**** Record excerpts
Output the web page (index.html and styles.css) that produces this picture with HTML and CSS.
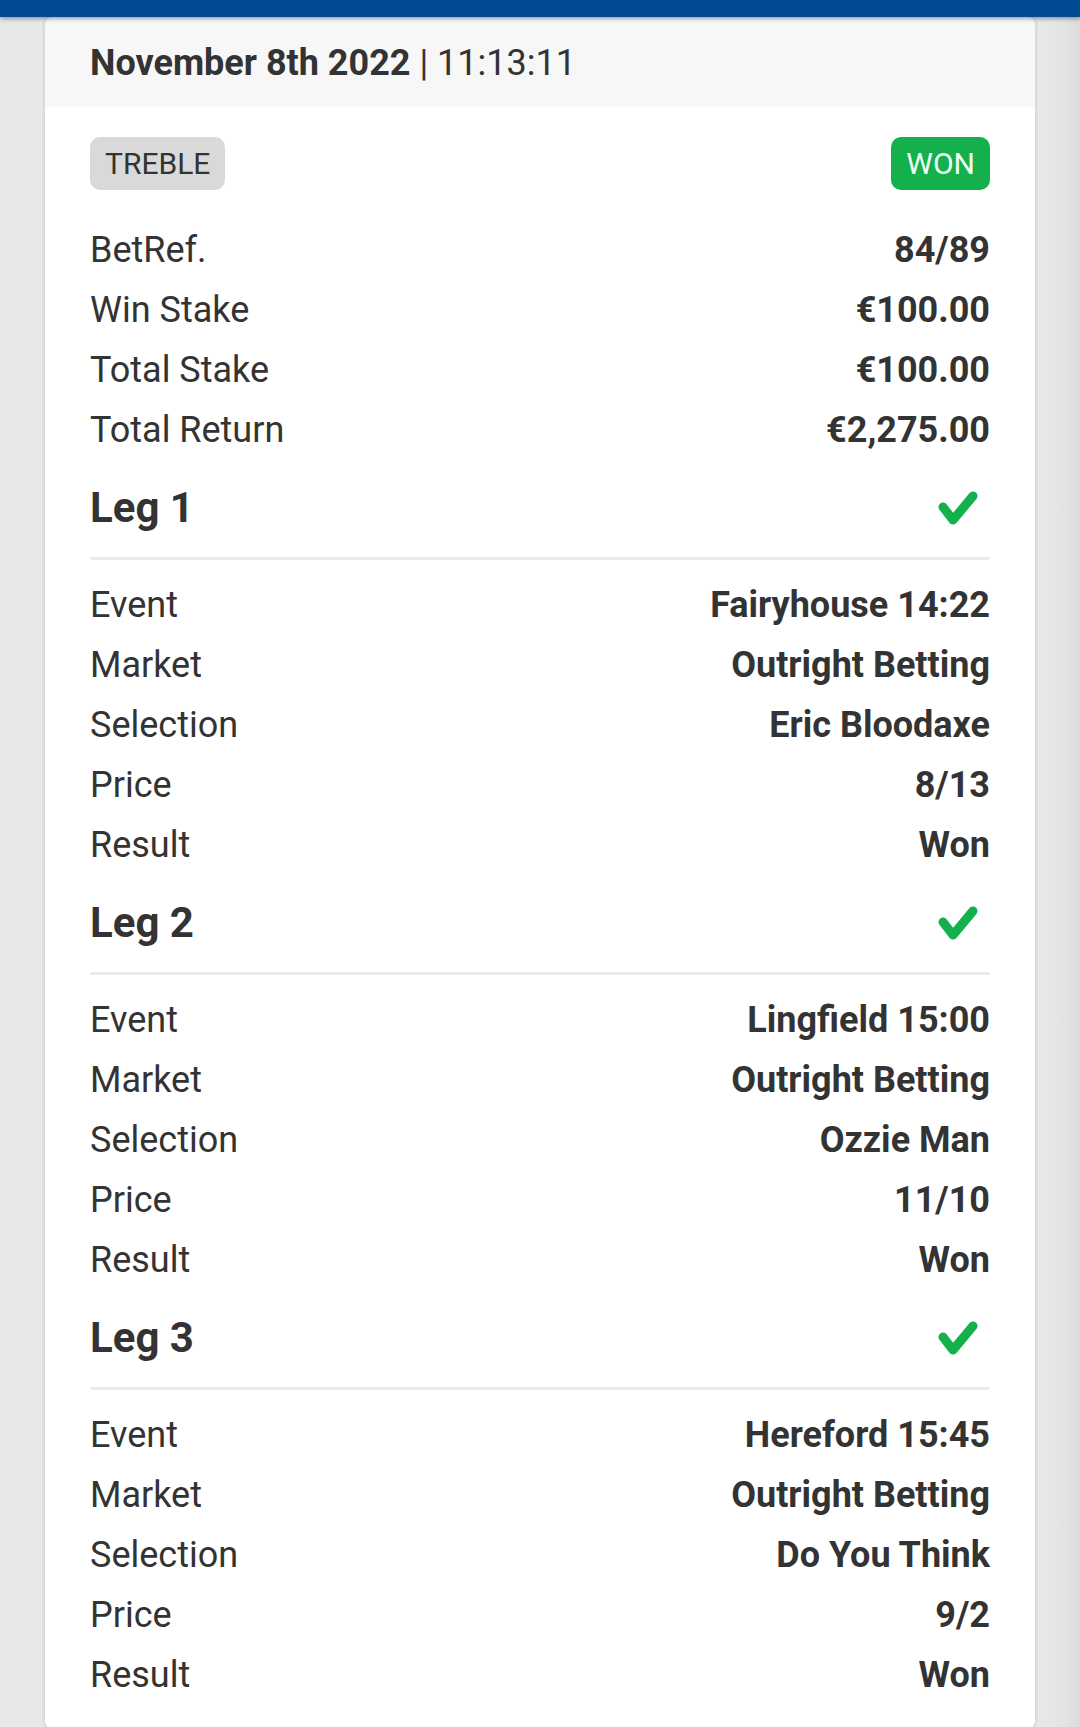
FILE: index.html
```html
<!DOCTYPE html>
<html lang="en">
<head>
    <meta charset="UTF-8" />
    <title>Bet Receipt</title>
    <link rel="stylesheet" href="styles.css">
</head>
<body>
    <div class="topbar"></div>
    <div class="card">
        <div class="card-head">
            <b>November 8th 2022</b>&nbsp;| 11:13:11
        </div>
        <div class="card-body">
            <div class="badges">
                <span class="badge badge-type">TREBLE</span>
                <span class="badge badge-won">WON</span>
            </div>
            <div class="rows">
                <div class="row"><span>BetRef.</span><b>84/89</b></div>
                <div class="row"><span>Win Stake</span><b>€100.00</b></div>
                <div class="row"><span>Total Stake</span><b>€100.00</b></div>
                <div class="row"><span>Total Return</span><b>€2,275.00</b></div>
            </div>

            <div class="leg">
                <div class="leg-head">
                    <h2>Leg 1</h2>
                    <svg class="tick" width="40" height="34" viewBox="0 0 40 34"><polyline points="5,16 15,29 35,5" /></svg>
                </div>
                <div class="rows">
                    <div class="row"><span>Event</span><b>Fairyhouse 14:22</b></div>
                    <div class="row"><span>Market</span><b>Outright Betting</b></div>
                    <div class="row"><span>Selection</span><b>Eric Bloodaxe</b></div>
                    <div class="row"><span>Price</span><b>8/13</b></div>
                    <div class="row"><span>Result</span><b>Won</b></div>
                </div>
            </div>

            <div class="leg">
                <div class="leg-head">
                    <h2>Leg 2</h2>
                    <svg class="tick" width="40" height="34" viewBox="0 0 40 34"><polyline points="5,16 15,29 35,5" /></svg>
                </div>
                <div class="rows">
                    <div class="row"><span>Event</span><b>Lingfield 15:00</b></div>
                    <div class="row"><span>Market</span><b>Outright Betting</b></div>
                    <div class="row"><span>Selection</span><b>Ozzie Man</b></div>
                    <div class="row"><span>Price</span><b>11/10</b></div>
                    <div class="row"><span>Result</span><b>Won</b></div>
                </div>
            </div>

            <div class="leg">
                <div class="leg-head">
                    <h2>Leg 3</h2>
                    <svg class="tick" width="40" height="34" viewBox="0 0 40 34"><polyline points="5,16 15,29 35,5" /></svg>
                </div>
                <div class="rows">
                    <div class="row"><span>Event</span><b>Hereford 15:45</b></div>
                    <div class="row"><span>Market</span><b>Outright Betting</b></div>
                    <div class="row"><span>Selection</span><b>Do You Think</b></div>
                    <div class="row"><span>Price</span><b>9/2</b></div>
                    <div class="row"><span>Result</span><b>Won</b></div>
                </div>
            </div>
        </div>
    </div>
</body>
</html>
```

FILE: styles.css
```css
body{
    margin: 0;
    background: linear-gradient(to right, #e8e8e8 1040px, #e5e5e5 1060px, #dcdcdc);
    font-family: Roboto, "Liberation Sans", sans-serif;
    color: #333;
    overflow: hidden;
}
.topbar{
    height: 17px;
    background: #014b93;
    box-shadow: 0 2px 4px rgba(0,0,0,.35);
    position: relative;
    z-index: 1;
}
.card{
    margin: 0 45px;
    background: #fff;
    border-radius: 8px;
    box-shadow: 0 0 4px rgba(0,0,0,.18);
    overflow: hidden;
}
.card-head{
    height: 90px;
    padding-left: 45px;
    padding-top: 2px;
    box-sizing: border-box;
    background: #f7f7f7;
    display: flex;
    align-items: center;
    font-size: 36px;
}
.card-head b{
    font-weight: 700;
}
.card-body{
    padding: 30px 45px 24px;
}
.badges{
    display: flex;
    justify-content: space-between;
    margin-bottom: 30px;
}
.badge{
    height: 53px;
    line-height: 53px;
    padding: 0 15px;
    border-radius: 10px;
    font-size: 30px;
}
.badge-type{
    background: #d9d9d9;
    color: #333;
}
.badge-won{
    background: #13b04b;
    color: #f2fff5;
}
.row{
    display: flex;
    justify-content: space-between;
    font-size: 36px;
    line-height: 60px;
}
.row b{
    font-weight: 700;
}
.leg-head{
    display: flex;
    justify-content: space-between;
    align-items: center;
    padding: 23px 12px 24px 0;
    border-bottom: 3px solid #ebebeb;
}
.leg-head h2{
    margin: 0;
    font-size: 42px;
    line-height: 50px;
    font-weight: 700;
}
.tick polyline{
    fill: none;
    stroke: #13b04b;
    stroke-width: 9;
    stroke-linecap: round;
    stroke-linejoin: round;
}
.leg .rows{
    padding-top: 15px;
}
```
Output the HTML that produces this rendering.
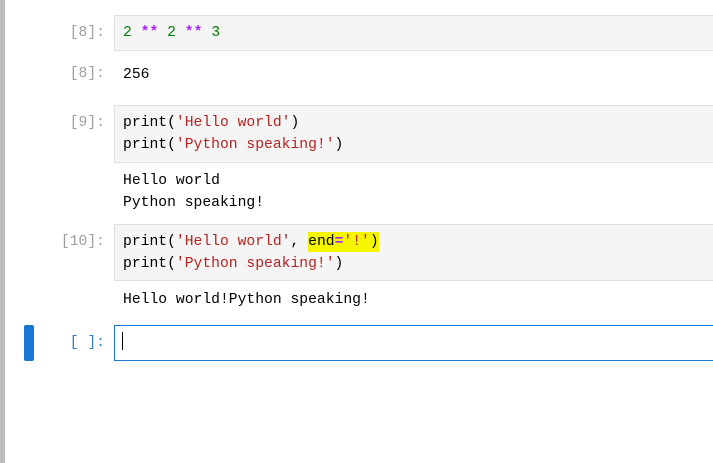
********
* Stated goal: Retype all of the entries exactly as written, leaving out any images.

* Result for this exercise:
Output the web page (index.html and styles.css) that produces this picture with HTML and CSS.
FILE: index.html
```html
<!DOCTYPE html>
<html lang="en">
<head>
    <meta charset="UTF-8" />
    <title>Bet Receipt</title>
    <link rel="stylesheet" href="styles.css">
</head>
<body>
    <div class="topbar"></div>
    <div class="card">
        <div class="card-head">
            <b>November 8th 2022</b>&nbsp;| 11:13:11
        </div>
        <div class="card-body">
            <div class="badges">
                <span class="badge badge-type">TREBLE</span>
                <span class="badge badge-won">WON</span>
            </div>
            <div class="rows">
                <div class="row"><span>BetRef.</span><b>84/89</b></div>
                <div class="row"><span>Win Stake</span><b>€100.00</b></div>
                <div class="row"><span>Total Stake</span><b>€100.00</b></div>
                <div class="row"><span>Total Return</span><b>€2,275.00</b></div>
            </div>

            <div class="leg">
                <div class="leg-head">
                    <h2>Leg 1</h2>
                    <svg class="tick" width="40" height="34" viewBox="0 0 40 34"><polyline points="5,16 15,29 35,5" /></svg>
                </div>
                <div class="rows">
                    <div class="row"><span>Event</span><b>Fairyhouse 14:22</b></div>
                    <div class="row"><span>Market</span><b>Outright Betting</b></div>
                    <div class="row"><span>Selection</span><b>Eric Bloodaxe</b></div>
                    <div class="row"><span>Price</span><b>8/13</b></div>
                    <div class="row"><span>Result</span><b>Won</b></div>
                </div>
            </div>

            <div class="leg">
                <div class="leg-head">
                    <h2>Leg 2</h2>
                    <svg class="tick" width="40" height="34" viewBox="0 0 40 34"><polyline points="5,16 15,29 35,5" /></svg>
                </div>
                <div class="rows">
                    <div class="row"><span>Event</span><b>Lingfield 15:00</b></div>
                    <div class="row"><span>Market</span><b>Outright Betting</b></div>
                    <div class="row"><span>Selection</span><b>Ozzie Man</b></div>
                    <div class="row"><span>Price</span><b>11/10</b></div>
                    <div class="row"><span>Result</span><b>Won</b></div>
                </div>
            </div>

            <div class="leg">
                <div class="leg-head">
                    <h2>Leg 3</h2>
                    <svg class="tick" width="40" height="34" viewBox="0 0 40 34"><polyline points="5,16 15,29 35,5" /></svg>
                </div>
                <div class="rows">
                    <div class="row"><span>Event</span><b>Hereford 15:45</b></div>
                    <div class="row"><span>Market</span><b>Outright Betting</b></div>
                    <div class="row"><span>Selection</span><b>Do You Think</b></div>
                    <div class="row"><span>Price</span><b>9/2</b></div>
                    <div class="row"><span>Result</span><b>Won</b></div>
                </div>
            </div>
        </div>
    </div>
</body>
</html>
```

FILE: styles.css
```css
body{
    margin: 0;
    background: linear-gradient(to right, #e8e8e8 1040px, #e5e5e5 1060px, #dcdcdc);
    font-family: Roboto, "Liberation Sans", sans-serif;
    color: #333;
    overflow: hidden;
}
.topbar{
    height: 17px;
    background: #014b93;
    box-shadow: 0 2px 4px rgba(0,0,0,.35);
    position: relative;
    z-index: 1;
}
.card{
    margin: 0 45px;
    background: #fff;
    border-radius: 8px;
    box-shadow: 0 0 4px rgba(0,0,0,.18);
    overflow: hidden;
}
.card-head{
    height: 90px;
    padding-left: 45px;
    padding-top: 2px;
    box-sizing: border-box;
    background: #f7f7f7;
    display: flex;
    align-items: center;
    font-size: 36px;
}
.card-head b{
    font-weight: 700;
}
.card-body{
    padding: 30px 45px 24px;
}
.badges{
    display: flex;
    justify-content: space-between;
    margin-bottom: 30px;
}
.badge{
    height: 53px;
    line-height: 53px;
    padding: 0 15px;
    border-radius: 10px;
    font-size: 30px;
}
.badge-type{
    background: #d9d9d9;
    color: #333;
}
.badge-won{
    background: #13b04b;
    color: #f2fff5;
}
.row{
    display: flex;
    justify-content: space-between;
    font-size: 36px;
    line-height: 60px;
}
.row b{
    font-weight: 700;
}
.leg-head{
    display: flex;
    justify-content: space-between;
    align-items: center;
    padding: 23px 12px 24px 0;
    border-bottom: 3px solid #ebebeb;
}
.leg-head h2{
    margin: 0;
    font-size: 42px;
    line-height: 50px;
    font-weight: 700;
}
.tick polyline{
    fill: none;
    stroke: #13b04b;
    stroke-width: 9;
    stroke-linecap: round;
    stroke-linejoin: round;
}
.leg .rows{
    padding-top: 15px;
}
```
Output the HTML that produces this rendering.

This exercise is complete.